My dear friend Sue describes these days as "feeling beige." Good description! Well, we all have these periods, my love, some longer than others. I have been much too busy of late and am thinking of scheduling in some being days just for the heck of it, so I can give myself permission to chill instead of push on.
And sometimes we just have to let go of something, stop resisting, and it will let us go in return. I wonder... Anyway, we love you Ms. C. blah or not. :-)
The photo you posted represents my literal world.... rain, rain, rain fogging up my view. (But oh how sweet it sounds falling during the night when I'm cozy in bed!)
You know we love you.... so don't clean house too much.
(your word verification is "chorse." funny, huh?)
Sending you all my light and love Caroline for your journey ahead.
Remember there are so many of us on this same path.....skipping, laughing, crying together.
Namaste
Peggy xxxx
i totally identify and hate that feeling too. hang in there. with a little action on your part, and moving forward, you will feel like yourself again.
We all have days like that. Love the soft focus..the blurr. A perfect illustration of your 'feelings'
Not "coming up short" at all with what I see...
I can totally appreciate this feeling.
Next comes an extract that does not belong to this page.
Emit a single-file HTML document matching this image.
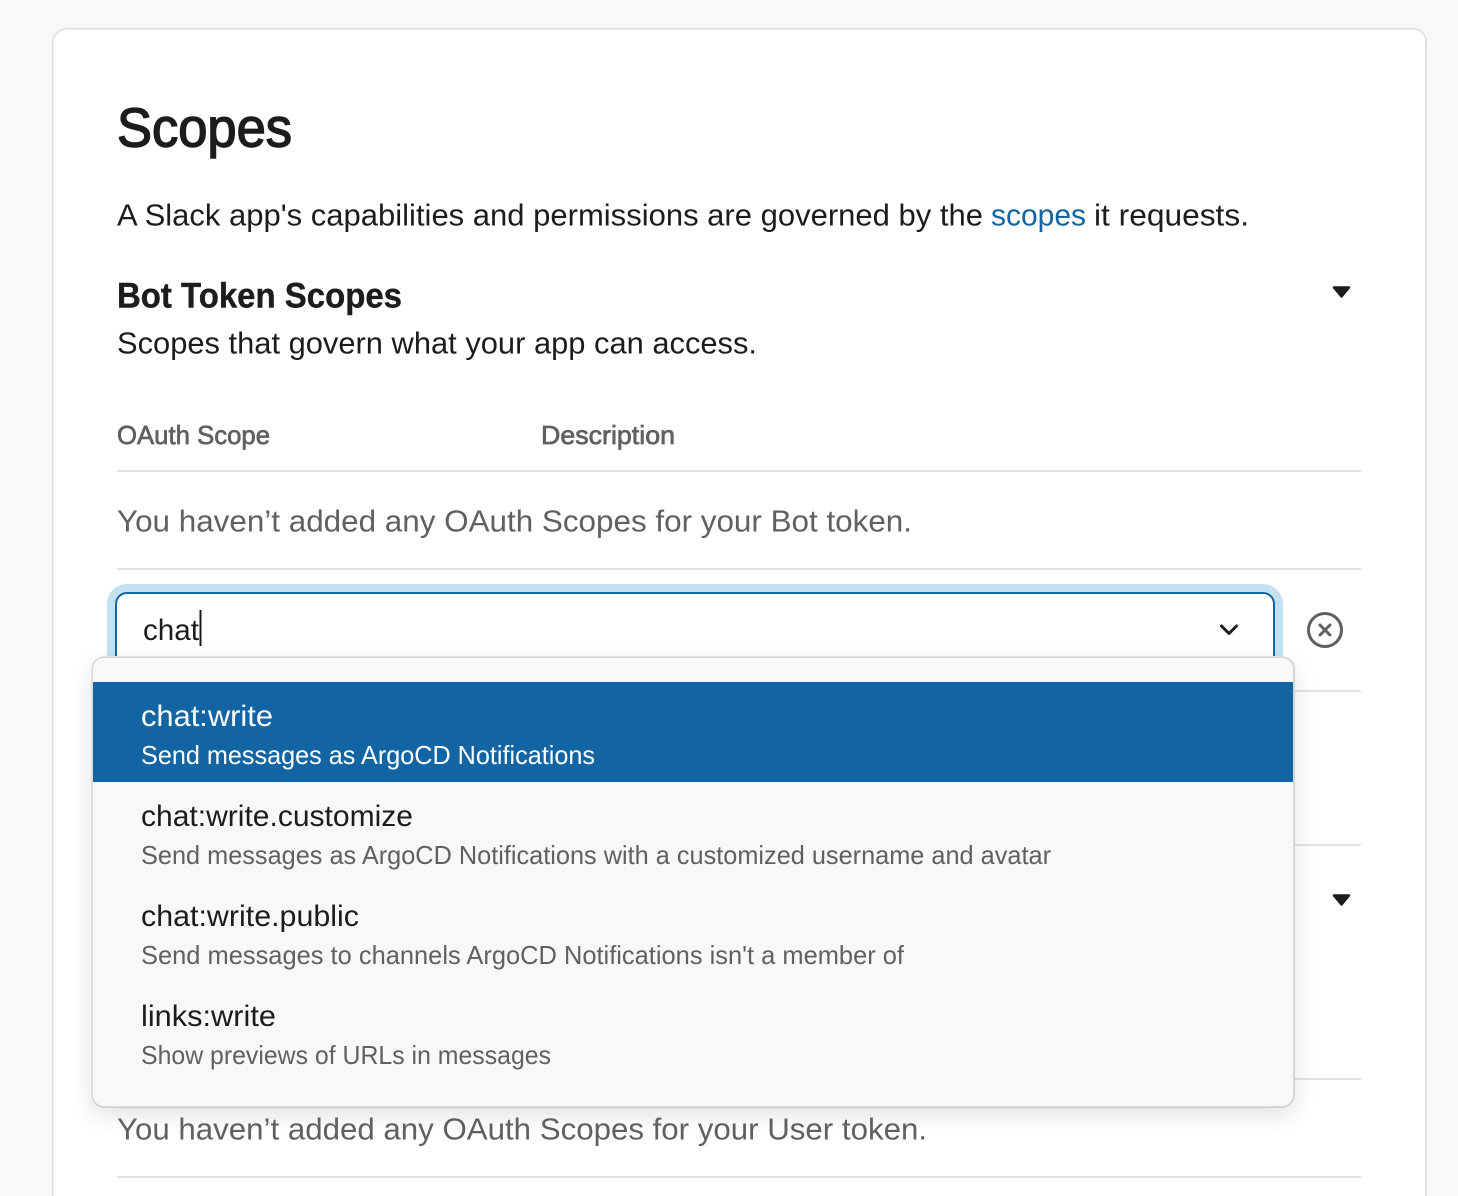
<!DOCTYPE html>
<html lang="en">
<head>
<meta charset="utf-8">
<title>Scopes</title>
<style>
html,body{margin:0;padding:0;width:1458px;height:1196px;overflow:hidden;background:#f8f8f8;}
#page{position:relative;width:1458px;height:1196px;overflow:hidden;background:#f8f8f8;}
.abs{position:absolute;box-sizing:border-box;}
#card{left:52px;top:28px;width:1375px;height:1168px;background:#fff;border:1px solid #dedede;border-bottom:0;border-radius:14px 14px 0 0;box-shadow:inset 1px 1px 0 #ececec,inset -1px 0 0 #e6e6e6;}
.ln{position:absolute;left:117px;width:1244px;height:2px;background:#e2e2e2;}
#glow{left:107px;top:584px;width:1176px;height:92px;border-radius:20px;background:#c3e1f1;}
#input{left:115px;top:592px;width:1160px;height:76px;border-radius:12px;background:#fff;border:2px solid #1264a3;}
#drop{left:92px;top:657px;width:1202px;height:450px;background:#f8f8f8;border:1px solid #d8d8d8;border-radius:12px;box-shadow:0 1px 0 #cfcfcf,1px 0 0 #d4d4d4,-.5px 0 0 #d8d8d8,0 -1px 0 #e2e2e2,0 8px 24px rgba(0,0,0,.12);overflow:hidden;}
#sel{position:absolute;left:0;top:24px;width:1200px;height:100px;background:#1264a3;}
svg{position:absolute;left:0;top:0;}
text{font-family:"Liberation Sans",sans-serif;}
</style>
</head>
<body>
<div id="page">
<div class="abs" id="card"></div>
<div class="ln" style="top:470px"></div>
<div class="ln" style="top:568px"></div>
<div class="ln" style="top:690px"></div>
<div class="ln" style="top:844px"></div>
<div class="ln" style="top:1078px"></div>
<div class="ln" style="top:1176px"></div>
<div class="abs" id="glow"></div>
<div class="abs" id="input"></div>
<div class="abs" id="drop"><div id="sel"></div></div>
<svg width="1458" height="1196" viewBox="0 0 1458 1196" xmlns="http://www.w3.org/2000/svg">
  <text x="117" y="146.500" font-size="55" fill="#1d1c1d" stroke="#1d1c1d" stroke-width="1.500" textLength="175" lengthAdjust="spacingAndGlyphs">Scopes</text>
  <text x="117" y="225.500" font-size="31" fill="#1d1c1d" textLength="866" lengthAdjust="spacingAndGlyphs">A Slack app's capabilities and permissions are governed by the</text>
  <text x="991" y="225.500" font-size="31" fill="#1264a3" textLength="95" lengthAdjust="spacingAndGlyphs">scopes</text>
  <text x="1094" y="225.500" font-size="31" fill="#1d1c1d" textLength="155" lengthAdjust="spacingAndGlyphs">it requests.</text>
  <text x="117" y="307.500" font-size="35" font-weight="700" fill="#1d1c1d" stroke="#1d1c1d" stroke-width=".4" textLength="285" lengthAdjust="spacingAndGlyphs">Bot Token Scopes</text>
  <text x="117" y="353.500" font-size="31" fill="#1d1c1d" textLength="640" lengthAdjust="spacingAndGlyphs">Scopes that govern what your app can access.</text>
  <text x="117" y="444" font-size="26" fill="#616061" stroke="#616061" stroke-width=".7" textLength="153" lengthAdjust="spacingAndGlyphs">OAuth Scope</text>
  <text x="541" y="444" font-size="26" fill="#616061" stroke="#616061" stroke-width=".7" textLength="134" lengthAdjust="spacingAndGlyphs">Description</text>
  <text x="117" y="531.500" font-size="31" fill="#616061" textLength="795" lengthAdjust="spacingAndGlyphs">You haven’t added any OAuth Scopes for your Bot token.</text>
  <text x="143" y="640" font-size="30" fill="#1d1c1d" textLength="56" lengthAdjust="spacingAndGlyphs">chat</text>
  <rect x="199.500" y="610" width="2" height="36" fill="#1d1c1d"/>

  <text x="141" y="726" font-size="30" fill="#ffffff" textLength="132" lengthAdjust="spacingAndGlyphs">chat:write</text>
  <text x="141" y="764" font-size="26" fill="#ffffff" textLength="454" lengthAdjust="spacingAndGlyphs">Send messages as ArgoCD Notifications</text>
  <text x="141" y="826" font-size="30" fill="#1d1c1d" textLength="272" lengthAdjust="spacingAndGlyphs">chat:write.customize</text>
  <text x="141" y="864" font-size="26" fill="#616061" textLength="910" lengthAdjust="spacingAndGlyphs">Send messages as ArgoCD Notifications with a customized username and avatar</text>
  <text x="141" y="926" font-size="30" fill="#1d1c1d" textLength="218" lengthAdjust="spacingAndGlyphs">chat:write.public</text>
  <text x="141" y="964" font-size="26" fill="#616061" textLength="763" lengthAdjust="spacingAndGlyphs">Send messages to channels ArgoCD Notifications isn't a member of</text>
  <text x="141" y="1026" font-size="30" fill="#1d1c1d" textLength="135" lengthAdjust="spacingAndGlyphs">links:write</text>
  <text x="141" y="1064" font-size="26" fill="#616061" textLength="410" lengthAdjust="spacingAndGlyphs">Show previews of URLs in messages</text>

  <text x="117" y="1139.500" font-size="31" fill="#616061" textLength="810" lengthAdjust="spacingAndGlyphs">You haven’t added any OAuth Scopes for your User token.</text>

  <path d="M1334 287.500H1349L1341.500 296.500Z" fill="#1d1c1d" stroke="#1d1c1d" stroke-width="2.500" stroke-linejoin="round"/>
  <path d="M1334 895.500H1349L1341.500 904.500Z" fill="#1d1c1d" stroke="#1d1c1d" stroke-width="2.500" stroke-linejoin="round"/>
  <path d="M1221.500 626L1229 633.500L1236.500 626" fill="none" stroke="#1d1c1d" stroke-width="3" stroke-linecap="round" stroke-linejoin="round"/>
  <circle cx="1325" cy="630" r="16.500" fill="none" stroke="#616061" stroke-width="3"/>
  <path d="M1320 625L1330 635M1330 625L1320 635" fill="none" stroke="#616061" stroke-width="3" stroke-linecap="round"/>
</svg>
</div>
</body>
</html>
Often coming to your blog lifts me up out of that feeling. :-)
I guess we all get that way from time to time and need to find and do whatever works to recenter ourselves, -- or as my partner says to recover our essential selves.
Love your work so much!
I feel the same way about my two blogs. Don't know where they're going but right now too tired to even care.
Your photography is exquisite. I cannot begin to put into words how much I love it.